Avec espièglerie, la réalisatrice hongroise signe un magnifique film, L’histoire de ma femme, pour raconter l’effondrement de la Mittle Europa au travers des yeux d’un brave marin incapable de comprendre son épouse. En salles mercredi 16 mars.
Au milieu des années 1920, en pleine mer du Nord, sur le pont de son immense cargo, le capitaine Jakob (Gijs Naber) vomit. Point d’ingestion ou autres maux d’estomac. Selon son cuisinier, il souffrirait moins du ventre que du cœur. Jakob est atteint de « la maladie du marin », à savoir un trop long célibat. En homme pragmatique n’ayant pas de temps pour les sentiments, Jakob doit réagir et se trouver une femme. Descendu à terre, planté devant son plat fumant dans un élégant restaurant, il promet à un ami de passage qu’il ira demander sa main à la première qui poussera la porte de l’établissement pour y rentrer. Par chance, celle-ci se prénomme Liz, elle a le physique de Léa Seydoux et trouve la demande insolite de ce solide gaillard assez folle pour avoir envie d’y répondre et le suivre. Commence la plus grande aventure de ce marin ayant pourtant roulé sa bosse sur les quarante rugissants, ce héros que l’on jurerait sorti d’un roman de Conrad : son mariage avec une inconnue hédoniste, adepte peut-être de l’amour libre, cette mondaine parisienne s’ingéniant à lui résister, se moquant de sa virilité comme de sa fierté, de ses convictions protestantes, de ses croyances en un ordre immuable et logique des choses et du monde. À l’instar de ce que dépeignait dans un style cocasse et rabelaisien le trop méconnu Milan Fust dans son roman paru en 1942, sa compatriote hongroise Ildiko Enyedi décrit à travers le point de vue de Jakob l’effondrement d’un monde, celui de la Mittle Europa où est née et a prospéré Jakob qui en incarne les valeurs.

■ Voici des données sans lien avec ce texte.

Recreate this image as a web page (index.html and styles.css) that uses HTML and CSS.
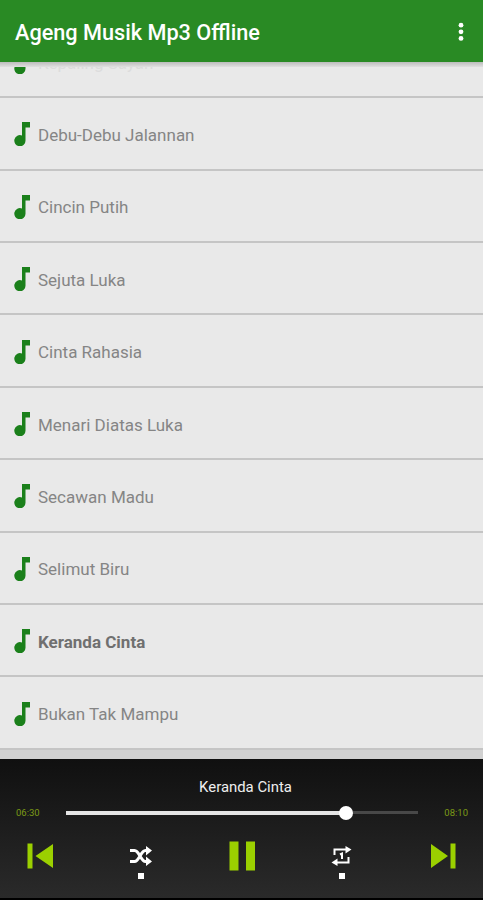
FILE: index.html
```html
<!DOCTYPE html>
<html lang="id">
<head>
    <meta charset="UTF-8">
    <meta name="viewport" content="width=device-width, initial-scale=1.0">
    <title>Ageng Musik Mp3 Offline</title>
    <link rel="stylesheet" href="styles.css">
</head>
<body>
    <!-- shared icon for every song row -->
    <svg class="sprite">
        <symbol id="note" viewBox="0 0 16 24">
            <path d="M8 0h8v5.500h-4.500v13A5.600 5.600 0 1 1 8 13.500z"/>
        </symbol>
    </svg>

    <header class="toolbar">
        <h1>Ageng Musik Mp3 Offline</h1>
        <svg class="menu" viewBox="0 0 6 20">
            <circle cx="3" cy="3.200" r="2.400"/>
            <circle cx="3" cy="9.800" r="2.400"/>
            <circle cx="3" cy="16.400" r="2.400"/>
        </svg>
    </header>

    <ul class="songs">
        <li class="song faded"><svg class="note"><use href="#note"/></svg><span>Kepaling Sayan</span></li>
        <li class="song"><svg class="note"><use href="#note"/></svg><span>Debu-Debu Jalannan</span></li>
        <li class="song"><svg class="note"><use href="#note"/></svg><span>Cincin Putih</span></li>
        <li class="song"><svg class="note"><use href="#note"/></svg><span>Sejuta Luka</span></li>
        <li class="song"><svg class="note"><use href="#note"/></svg><span>Cinta Rahasia</span></li>
        <li class="song"><svg class="note"><use href="#note"/></svg><span>Menari Diatas Luka</span></li>
        <li class="song"><svg class="note"><use href="#note"/></svg><span>Secawan Madu</span></li>
        <li class="song"><svg class="note"><use href="#note"/></svg><span>Selimut Biru</span></li>
        <li class="song playing"><svg class="note"><use href="#note"/></svg><span>Keranda Cinta</span></li>
        <li class="song"><svg class="note"><use href="#note"/></svg><span>Bukan Tak Mampu</span></li>
    </ul>

    <footer class="player">
        <div class="now-playing">Keranda Cinta</div>
        <div class="progress">
            <span class="time">06:30</span>
            <div class="track">
                <div class="elapsed" style="width: 79.5%"></div>
                <div class="thumb"></div>
            </div>
            <span class="time">08:10</span>
        </div>
        <div class="controls">
            <svg class="skip" viewBox="0 0 26 26">
                <path d="M.5.500h5v25h-5zM26 1v24L8.500 13z"/>
            </svg>
            <div class="mode">
                <svg viewBox="0 0 22 20">
                    <path class="line" d="M0 4.500h4.500c5 0 6 11 11 11h2M0 15.500h4.500c5 0 6-11 11-11h2"/>
                    <path d="M16 0 22 4.500 16 9.500zM16 10.500l6 5-6 4.500z"/>
                </svg>
                <i class="dot"></i>
            </div>
            <svg class="pause" viewBox="0 0 26 30">
                <path d="M.5.500h9v29h-9zM17 .5h9v29h-9z"/>
            </svg>
            <div class="mode">
                <svg viewBox="0 0 22 20">
                    <path class="line thin" d="M3.500 9V3.500H15M17.500 11v5.500H6M9 8.500l2-1V13"/>
                    <path d="M14.500 0 20.500 3.500 14.500 7.500zM6.500 12.500v7.500L.5 16.500z"/>
                </svg>
                <i class="dot"></i>
            </div>
            <svg class="skip" viewBox="0 0 26 26">
                <path d="M20.500.5h5v25h-5zM1 1v24l17-12z"/>
            </svg>
        </div>
    </footer>
</body>
</html>
```
FILE: styles.css
```css
* {
    box-sizing: border-box;
}

body {
    margin: 0;
    height: 900px;
    display: flex;
    flex-direction: column;
    font-family: Roboto, sans-serif;
    background-color: #d1d1d1;
    overflow: hidden;
}

.sprite {
    display: none;
}

.toolbar {
    flex: none;
    display: flex;
    align-items: center;
    justify-content: space-between;
    height: 67px;
    padding: 2px 19px 5px 15px;
    background: linear-gradient(#298a24 62px, #bcbcbc 62px, #e0e0e0);
    color: #fff;
}

.toolbar h1 {
    margin: 0;
    font-size: 21.7px;
    font-weight: 500;
}

.menu {
    width: 6px;
    height: 20px;
    fill: #fff;
}

/* list is scrolled to the end, so the first row is cut off */
.songs {
    flex: 1;
    min-height: 0;
    display: flex;
    flex-direction: column;
    justify-content: flex-end;
    margin: 0;
    padding: 0 0 9.2px;
    list-style: none;
    overflow: hidden;
}

.song {
    flex: none;
    display: flex;
    align-items: center;
    gap: 8px;
    height: 72.4px;
    padding: 2px 14px 0;
    background-color: #e9e9e9;
    border-bottom: 2px solid #c5c5c5;
    color: #858585;
    font-size: 17px;
}

.song span {
    padding-top: 1px;
}

.faded {
    color: #dcdcdc;
}

.playing {
    color: #707070;
    font-weight: bold;
}

.note {
    width: 16px;
    height: 24px;
    fill: #1b801b;
}

.player {
    flex: none;
    height: 141px;
    padding-top: 18px;
    background: linear-gradient(#101010, #2a2a2a);
    border-bottom: 2px solid #000;
}

.now-playing {
    height: 22px;
    padding-left: 8px;
    color: #eee;
    font-size: 14.9px;
    line-height: 21px;
    text-align: center;
}

.progress {
    display: flex;
    align-items: center;
    justify-content: space-between;
    height: 28px;
    padding: 0 15px 1px 16px;
}

.time {
    color: #7c9a16;
    font-size: 9.5px;
}

.track {
    display: flex;
    align-items: center;
    width: 352px;
    height: 3px;
    background-color: #484848;
}

.elapsed {
    height: 4px;
    background-color: #e4e4e4;
}

.thumb {
    flex: none;
    width: 14px;
    height: 14px;
    margin-left: -7px;
    border-radius: 50%;
    background-color: #fff;
}

.controls {
    display: flex;
    justify-content: space-between;
    padding: 14px 27px 0;
}

.skip {
    width: 26px;
    height: 26px;
    margin-top: 2px;
    fill: #9bd000;
}

.pause {
    width: 26px;
    height: 30px;
    fill: #9bd000;
}

.mode {
    display: flex;
    flex-direction: column;
    align-items: center;
    gap: 7px;
    padding-top: 5px;
    fill: #fff;
}

.mode svg {
    width: 22px;
    height: 20px;
}

.line {
    fill: none;
    stroke: #fff;
    stroke-width: 3;
}

.thin {
    stroke-width: 2;
}

.dot {
    width: 6px;
    height: 6px;
    background-color: #fff;
}
```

À première vue, ce nouveau film de la réalisatrice de Corps et âme pourrait sembler ultra-classique : film d’époque de trois heures, reconstitutions avec fastes et costumes, images lisses et sages au service d’une romance contrariée. Il ne faut pas s’y tromper, cette surface sage, c’est celle du monde de Jakob et comme il l’imagine. À coups de détails saugrenus, de gestes déplacés, de changements infimes de colorimétrie, de jeux subtils sur les différences de perspectives, d’un travail savant sur les dissonances, le spectateur voit et entend cette surface peu à peu se fissurer, craqueler, révéler ses failles, ses béances, son illogisme. Au jeu du mystère et de la frivolité, Léa Seydoux s’avère une nouvelle fois extraordinaire. Elle n’a pas besoin de faire grand chose pour nous captiver et nous plonger dans la même perplexité que le pauvre Jakob. Incapable d’interpréter ses menus gestes, ses sourires en coin, ses simagrées par clignements d’yeux, Jakob perd tous ses repères et tombe dans une tempête dépressive où il ne sait plus qui il est ni ce en quoi il croit. Enyedi ne manque pas d’humour quand elle plante son héros maritime hagard devant les eaux d’un étang minable de square. Elle ne manque pas de culot quand elle conduit son récit sur les traces d’une reconquête existentielle de soi pour mieux s’ouvrir au monde et à ses incessants changements. Faussement classique, piégeux, coquin, romanesque, goguenard, L’Histoire de ma femme prend en fin de compte la forme d’un manuel féminin à l’attention des hommes pour en faire de meilleurs amants. Décidément, Enyedi s’avère une des plus originales cinéastes vivantes.
L’Histoire de ma femme d’Ildiko Enyedi avec Léa Seydoux, Gijs Naber, Louis Garrel… Pyramide Films. Sortie le 16 mars.